From: Delegate Charles "Stokes" Kolodziejski
Delegate W. Ray Huff
Senator Philip C. Jimeno
We would like to thank everyone who voted for us in the Democratic primary on Sept. 11. All the volunteers who worked so hard for us are also to be heartily thanked. The support and faith of our constituents in us continues to be an inspiration and guiding force in our campaign and our hard work in District 31.
Also, congratulations to the losing candidates on a clean, well-run race. All three of us on the united District 31 ticket plan to work hard again for you, as we have for the last four years. Thank you for your support.
RILEY DEFENDS HIS RECORD ON EDUCATION
From: James J. Riley
Candidate, House of Delegates
I feel I must respond to Lee Anne Schwartz of Pasadena concerning my views on education and becoming a member of the Republican Party, as published in "Readers Write" (in The Anne Arundel County Sun) on Friday, Sept. 7 -- four days before the primary election.
I have taken positions on many issues which concern citizens of the 31st legislative district, such as education, highway gridlock, environment, drugs, ethics in government, auto insurance rates, etc. My views are not etched in concrete and are subject to change as I become more involved and learn more about the issues. When a candidate takes a position on an issue, he expects some citizens will agree with him and others will disagree. The candidates who do not express their opinions on the issues are not subject to criticism or agreement, for they have said nothing.
The timing of Ms.
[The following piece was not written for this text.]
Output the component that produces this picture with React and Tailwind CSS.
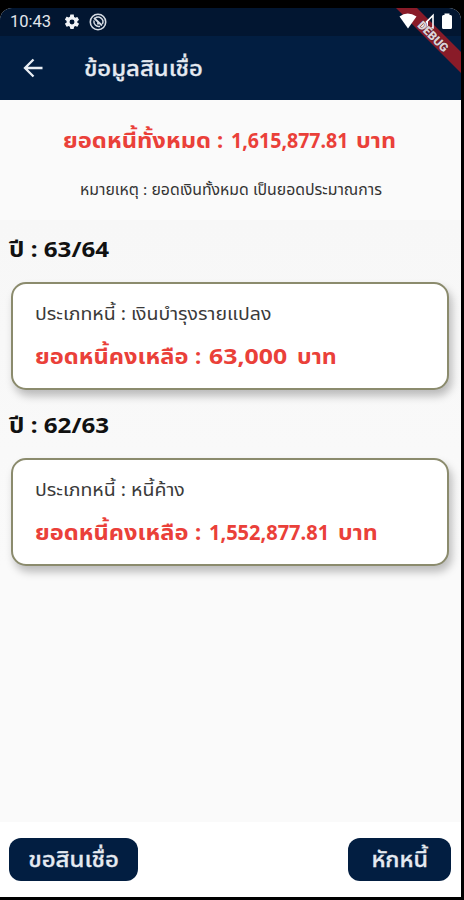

Schwartz's letter was interesting, four days before the primary, giving me no opportunity to respond until after the primary; and yet my opinions on education, which she takes exception to, were published seven weeks earlier in the (Maryland Gazette) newspaper. Makes you wonder, doesn't it? Are some candidates worried about Riley's campaign? Ms. Schwartz claims my views on education will contribute to more mediocrity in education and lowering of SAT scores, and that raising teachers' salaries and not improvement of instruction are my main concerns. I do agree that teachers' salaries should be raised, but I personally would not benefit in any way since I am a retired teacher on pension. Ms. Schwartz could not be further from the truth, for my chief concern is the improvement of instruction for all of the public school children in our state.
Presently, the money to fund public schools comes mainly from property taxes, state aid (which is based upon an equalization formula) and some federal dollars. This present system of funding, which is based primarily on the property tax, does not allow the various political subdivisions to spend the same amount of money per pupil on education. Therefore, teachers' salaries and the ability to purchase materials and supplies will be different as we move throughout our state. For example, our children in Anne Arundel are being shortchanged on the amount of money spent per pupil, as opposed to Montgomery County.
My reasoning behind studying the feasibility of a state-funded system is simply to guarantee each child in a public school in Maryland equal per-pupil expenditures on education to enhance and bring about improvements in our instruction programs throughout the state.
Ms. Schwartz attacks me for being a political turncoat for joining the Republican Party. My reason for joining the Republican Party is that I saw this as a better opportunity to get elected. I have campaigned for 12 years, beginning in 1978, to represent the citizens of our state. I changed political affiliation for the same reason Joe Alton and Bob Pascal did -- and that is to get elected, which is the bottom line in any campaign. By joining the Republican Party, I am not deserting my Democratic friends who have supported me in the past, for I can't possibly win without their continued support in this campaign. By becoming a Republican, I am almost guaranteed a spot on the ballot in the general election when the voter turnout is much greater, thereby giving both Democrats and Republicans an opportunity to examine my candidacy and judge whether I am worthy of election. I do believe we are moving away from the time when political affiliation was one of the major criteria for winning an election and that we are moving more toward a time when the merits of the individual candidate take precedence over political affiliation.